Confusing Means and Ends

This morning’s Wall Street Journal informs us that the growth of exchange-traded funds has “propelled” this year’s surge in equity prices.  “Booming demand for passive investments is making exchange-traded funds an increasingly crucial driver of share prices….Surging demand for ETFs this year has to an unprecedented extent helped fuel the latest leg higher for the eight-year stock-market rally.”

Or has it?  Suppose I edit the sentence quoted immediately above to read “Surging demand for equities this year has to an unprecedented extent helped fuel the latest leg higher for the eight-year stock-market rally.”  I’ve changed only one word, and yet the entire connotation of the sentence is different.  “Surging demand for equities” means only that investors, as a group, want to increase their exposure to the stock market.  In hindsight their decision may or may not prove wise, but it’s hard to make such a choice sound sinister.

ETFs are not a unique asset class.  They are a means by which investors can invest in the assets which have long formed the core of their portfolios.  There are, of course, a number of advantages to the ETF structure – transparency, ease of implementation, access to institutional strategies for the small investor, low cost, tax benefits – and these advantages may go a long way to explaining why an investor might prefer ETFs to traditional mutual funds.  But an ETF, mutual fund, or separate account are simply different ways to hold a given portfolio of assets; as such they are less important to an investor’s ultimate success than the choice of which portfolio to hold.

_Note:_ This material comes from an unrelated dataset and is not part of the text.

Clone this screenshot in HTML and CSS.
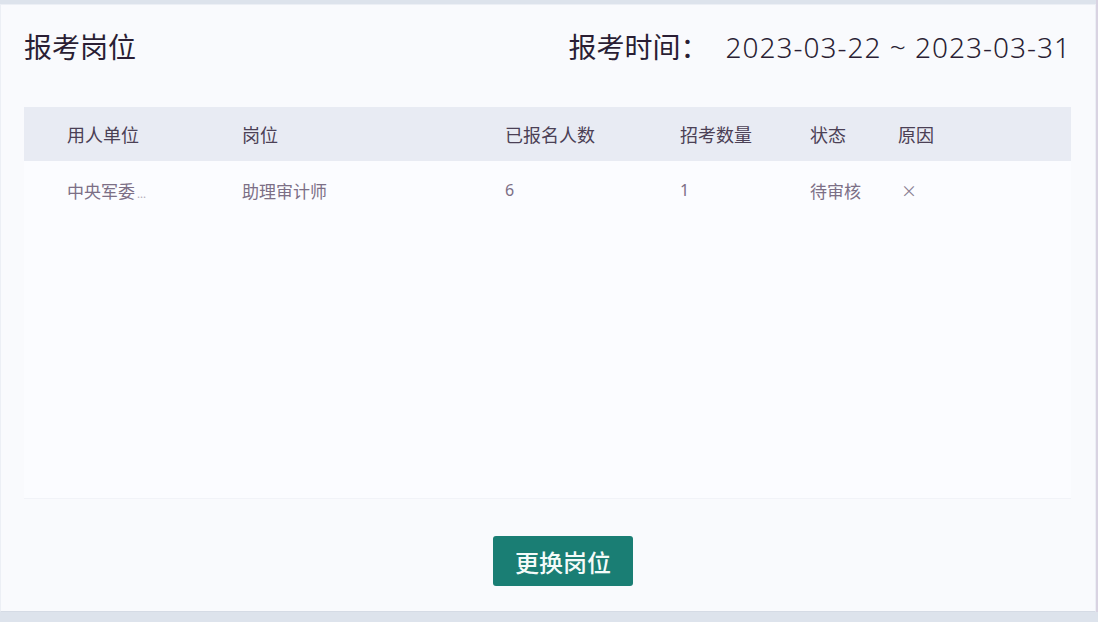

And for that choice, investors have increasingly realized that their interests are best served by placing passive index vehicles at the core of their portfolios.  Active managers, as a group, have consistently underperformed passive benchmarks, and above-average active performance, when it occurs, tends not to persist.  As the Journal recognizes, these facts have resulted in a continuing migration of assets from active managers to index-linked portfolios.  ETFs are not the cause of this shift, but rather one of the vehicles by which it is taking place.